Aaaaand we’ll stop there. This is me. Age 33. I love that I am settling into more and more of who I am and I so enjoy the creative outlet of sharing some of these bits here with you.

And just because I’m so excited about it, here is our first draft backyard plan with some very basic permaculture tips for those interested!

I am only learning but for you gardeners out there, please send me your recommendations and tips!

The basic permaculture philosophy is that you want to design a garden and eventually an entire home situation with things inside it that mutually benefit each other. You want to mimic what happens in nature so that you rely on resources less. For example, for your permaculture garden, including a pond invites frogs which help control slugs. Having a beehive helps to pollinate the plants and flowers in your garden and the plants and flowers create a living system to our dwindling bee population. (Don’t get me started on Monsanto or Round Up!). Having chickens gives you eggs and manure, and chickens also control pests like snails.
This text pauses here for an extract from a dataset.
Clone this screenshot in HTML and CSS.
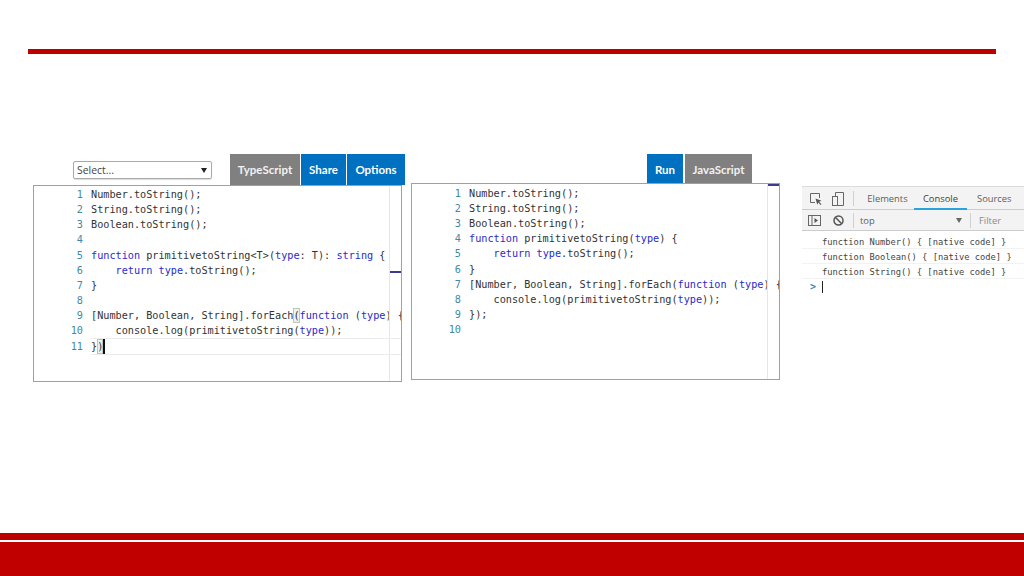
FILE: index.html
```html
<!DOCTYPE html>
<html lang="en">
<head>
<meta charset="utf-8">
<title>TypeScript playground slide</title>
<link rel="stylesheet" href="styles.css">
</head>
<body>
<div class="slide">
  <div class="top-rule"></div>
  <div class="stage">
    <section class="pane pane-left">
      <div class="toolbar">
        <div class="select"><span>Select...</span><i class="select-arrow"></i></div>
        <div class="tabs">
          <div class="tab tab-grey tab-ts">TypeScript</div>
          <div class="tab tab-blue tab-share">Share</div>
          <div class="tab tab-blue tab-options">Options</div>
        </div>
      </div>
      <div class="editor editor-left">
        <div class="line"><span class="ln">1</span><code>Number.toString();</code></div>
        <div class="line"><span class="ln">2</span><code>String.toString();</code></div>
        <div class="line"><span class="ln">3</span><code>Boolean.toString();</code></div>
        <div class="line"><span class="ln">4</span><code></code></div>
        <div class="line"><span class="ln">5</span><code><b>function</b> primitivetoString&lt;T&gt;(<b>type</b>: T): <b>string</b> {</code></div>
        <div class="line"><span class="ln">6</span><code>    <b>return</b> <b>type</b>.toString();</code></div>
        <div class="line"><span class="ln">7</span><code>}</code></div>
        <div class="line"><span class="ln">8</span><code></code></div>
        <div class="line"><span class="ln">9</span><code>[Number, Boolean, String].forEach<em class="match">(</em><b>function</b> (<b>type</b>) {</code></div>
        <div class="line"><span class="ln">10</span><code>    console.log(primitivetoString(<b>type</b>));</code></div>
        <div class="line line-current"><span class="ln">11</span><code>}<em class="match">)</em><i class="caret"></i></code></div>
      </div>
    </section>
    <section class="pane pane-right">
      <div class="toolbar toolbar-right">
        <div class="tab tab-blue tab-run">Run</div>
        <div class="tab tab-grey tab-js">JavaScript</div>
      </div>
      <div class="editor editor-right">
        <div class="line"><span class="ln">1</span><code>Number.toString();</code></div>
        <div class="line"><span class="ln">2</span><code>String.toString();</code></div>
        <div class="line"><span class="ln">3</span><code>Boolean.toString();</code></div>
        <div class="line"><span class="ln">4</span><code><b>function</b> primitivetoString(<b>type</b>) {</code></div>
        <div class="line"><span class="ln">5</span><code>    <b>return</b> <b>type</b>.toString();</code></div>
        <div class="line"><span class="ln">6</span><code>}</code></div>
        <div class="line"><span class="ln">7</span><code>[Number, Boolean, String].forEach(<b>function</b> (<b>type</b>) {</code></div>
        <div class="line"><span class="ln">8</span><code>    console.log(primitivetoString(<b>type</b>));</code></div>
        <div class="line"><span class="ln">9</span><code>});</code></div>
        <div class="line"><span class="ln">10</span><code></code></div>
      </div>
    </section>
    <section class="devtools">
      <div class="dt-row dt-tabs">
        <svg class="dt-icon" width="12" height="12" viewBox="0 0 12 12" fill="none" stroke="#666" stroke-width="1"><path d="M5 9.500H.5V.5H9.500V5"/><path d="M5.500 5.500 11.500 7.800l-2.400 1L11.500 11.200l-.8.800-2.400-2.400-1 2.200z" fill="#555" stroke="none"/></svg>
        <svg class="dt-icon" width="12" height="14" viewBox="0 0 12 14" fill="none" stroke="#666" stroke-width="1"><rect x=".5" y="4.500" width="5" height="9"/><path d="M3.500 4.500V.5h8v13H5.500"/></svg>
        <span class="dt-sep"></span>
        <span class="dt-tab dt-elements">Elements</span>
        <span class="dt-tab dt-console">Console</span>
        <span class="dt-tab dt-sources">Sources</span>
      </div>
      <div class="dt-row dt-filter">
        <svg class="dt-icon" width="13" height="11" viewBox="0 0 13 11" fill="none" stroke="#666" stroke-width="1"><rect x=".5" y=".5" width="12" height="10"/><path d="M4 .5v10"/><path d="M6.500 3 10 5.500 6.500 8z" fill="#555" stroke="none"/></svg>
        <svg class="dt-icon dt-block" width="11" height="11" viewBox="0 0 11 11" fill="none" stroke="#555" stroke-width="1.500"><circle cx="5.500" cy="5.500" r="4.500"/><path d="M2.300 2.300l6.400 6.400"/></svg>
        <span class="dt-sep"></span>
        <span class="dt-top">top</span>
        <i class="dt-arrow"></i>
        <span class="dt-sep dt-sep-filter"></span>
        <span class="dt-filter-text">Filter</span>
      </div>
      <div class="dt-log">function Number() { [native code] }</div>
      <div class="dt-log">function Boolean() { [native code] }</div>
      <div class="dt-log">function String() { [native code] }</div>
      <div class="dt-prompt"><span class="dt-chevron">&gt;</span><i class="dt-caret"></i></div>
    </section>
  </div>
  <div class="footer">
    <div class="footer-strip"></div>
    <div class="footer-block"></div>
  </div>
</div>
</body>
</html>
```
FILE: styles.css
```css
* { box-sizing: border-box; }
html, body { margin: 0; padding: 0; background: #fff; }
.slide {
  width: 1024px;
  height: 576px;
  overflow: hidden;
  display: flex;
  flex-direction: column;
  background: #fff;
}
.top-rule {
  height: 5px;
  margin: 49px 28px 0;
  background: #c00000;
  flex: none;
}
.stage {
  flex: 1;
  display: flex;
  align-items: flex-start;
  padding: 100px 0 0 33px;
}
.pane-left { width: 372px; flex: none; }
.pane-right { width: 369px; flex: none; margin-left: 6px; }
.toolbar { display: flex; align-items: flex-start; height: 31px; }
.toolbar-right { height: 29px; padding-left: 236px; }
.select {
  width: 140px;
  height: 18px;
  margin: 7px 0 0 40px;
  padding: 0 4px 0 3px;
  display: flex;
  align-items: center;
  justify-content: space-between;
  border: 1px solid #a9a9a9;
  border-radius: 2px;
  box-shadow: 0 1px 1px #ddd;
  font: 10.400px "Open Sans", sans-serif;
  color: #444;
}
.select-arrow {
  width: 0;
  height: 0;
  border-left: 3px solid transparent;
  border-right: 3px solid transparent;
  border-top: 5px solid #222;
}
.tabs { display: flex; margin-left: 18px; }
.tab {
  height: 31px;
  display: flex;
  align-items: center;
  justify-content: center;
  color: #fff;
  font: 700 11.500px Lato, sans-serif;
}
.toolbar-right .tab { height: 30px; }
.tab-grey { background: #808080; color: #f2f2f2; }
.tab-blue { background: #0070c0; }
.tab-ts { width: 70px; }
.tab-share { width: 45px; margin-left: 1px; }
.tab-options { width: 58px; margin-left: 1px; }
.tab-run { width: 36px; }
.tab-js { width: 67px; margin-left: 2px; }

.editor {
  position: relative;
  width: 369px;
  height: 197px;
  border: 1px solid #a0a0a0;
  overflow: hidden;
  padding-top: 1px;
  background: #fff;
}
.editor-right { padding-top: 1.800px; }
.editor::before {
  content: "";
  position: absolute;
  top: 0;
  bottom: 0;
  right: 11px;
  width: 1px;
  background: #e6e6e6;
}
.editor::after {
  content: "";
  position: absolute;
  right: 0;
  width: 11px;
  height: 1.500px;
  background: #3b3b8f;
}
.editor-left::after { top: 85px; }
.editor-right::after { top: 0; }
.line {
  display: flex;
  height: 15.160px;
  line-height: 15px;
  font-family: "DejaVu Sans Mono", monospace;
  font-size: 10.200px;
  white-space: pre;
}
.ln {
  flex: none;
  width: 49px;
  text-align: right;
  margin-right: 8px;
  color: #3f89a3;
}
code { font: inherit; color: #333; flex: none; }
code b { font-weight: normal; color: #2a2ac8; }
code em { font-style: normal; }
.match {
  display: inline-block;
  height: 15px;
  box-shadow: inset 0 0 0 1px #b9c9b9;
  background: #eef2ee;
  vertical-align: top;
}
.line-current code {
  flex: 1;
  box-shadow: 0 -1px 0 #ececec, 0 1px 0 #ececec;
  position: relative;
}
.caret {
  display: inline-block;
  width: 2px;
  height: 15px;
  background: #111;
  vertical-align: top;
}

.devtools { flex: 1; margin: 32px 0 0 22px; min-width: 0; }
.dt-row {
  display: flex;
  align-items: center;
  background: #f3f3f3;
  font: 9.400px "Open Sans", sans-serif;
  color: #5f5f5f;
  white-space: nowrap;
}
.dt-tabs {
  height: 24px;
  padding: 1px 0 0 8px;
  border-top: 1px solid #dcdcdc;
  border-bottom: 1px solid #ccc;
}
.dt-filter {
  height: 21px;
  padding-left: 6px;
  border-bottom: 1px solid #ccc;
}
.dt-icon { flex: none; }
.dt-tabs .dt-icon + .dt-icon { margin-left: 10px; }
.dt-block { margin-left: 12px; }
.dt-sep { width: 1px; height: 15px; background: #d0d0d0; margin-left: 9px; flex: none; }
.dt-tab { height: 22px; display: flex; align-items: center; justify-content: center; }
.dt-elements { margin-left: 7px; width: 53px; }
.dt-console { width: 53px; box-shadow: inset 0 -2px 0 #2aa3dc; color: #444; }
.dt-sources { margin-left: 10px; }
.dt-top { margin-left: 6px; width: 96px; }
.dt-arrow {
  width: 0;
  height: 0;
  border-left: 3px solid transparent;
  border-right: 3px solid transparent;
  border-top: 5px solid #666;
}
.dt-sep-filter { margin-left: 8px; }
.dt-filter-text { margin-left: 8px; color: #8a8a8a; }
.dt-log {
  height: 15.200px;
  line-height: 16px;
  padding-left: 20px;
  border-bottom: 1px solid #f2f2f2;
  font-family: "DejaVu Sans Mono", monospace;
  font-size: 8.750px;
  color: #444;
  white-space: pre;
}
.dt-filter + .dt-log { margin-top: 2.500px; }
.dt-prompt { display: flex; align-items: center; height: 15px; padding-left: 8px; }
.dt-chevron { font: 600 10px "DejaVu Sans Mono", monospace; color: #3b8fc4; width: 12px; }
.dt-caret { width: 1px; height: 12px; background: #222; }

.footer { flex: none; }
.footer-strip { height: 7px; background: #c00000; }
.footer-block { height: 34px; margin-top: 2px; background: #c00000; }
```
Using companion planting such marigolds and tomatoes together works to repel pests and attract beneficial insects. It’s really exciting once you start getting into it all, marvelling at the design of nature and being still enough to observe it all and be part of it. Am I on the right track with my understanding, gardeners? Do share!

And a big special mention to my husband who – at all my new-found information and interests – said, “Babe, welcome to yourself. I’ve been waiting for you to get here.” He drives me absolutely mental, that man, but gosh is he good for me, always one step ahead, propelling me forward.

Happy Friday!

4 Responses to “This Is Me”

  1. Rhonda

    Well written Rachel. As I get older I I too like the simpler things in life and have finally learned that the hardships in my life have made me the person I am becoming.
    Ps: always knew you would be an awesome mum.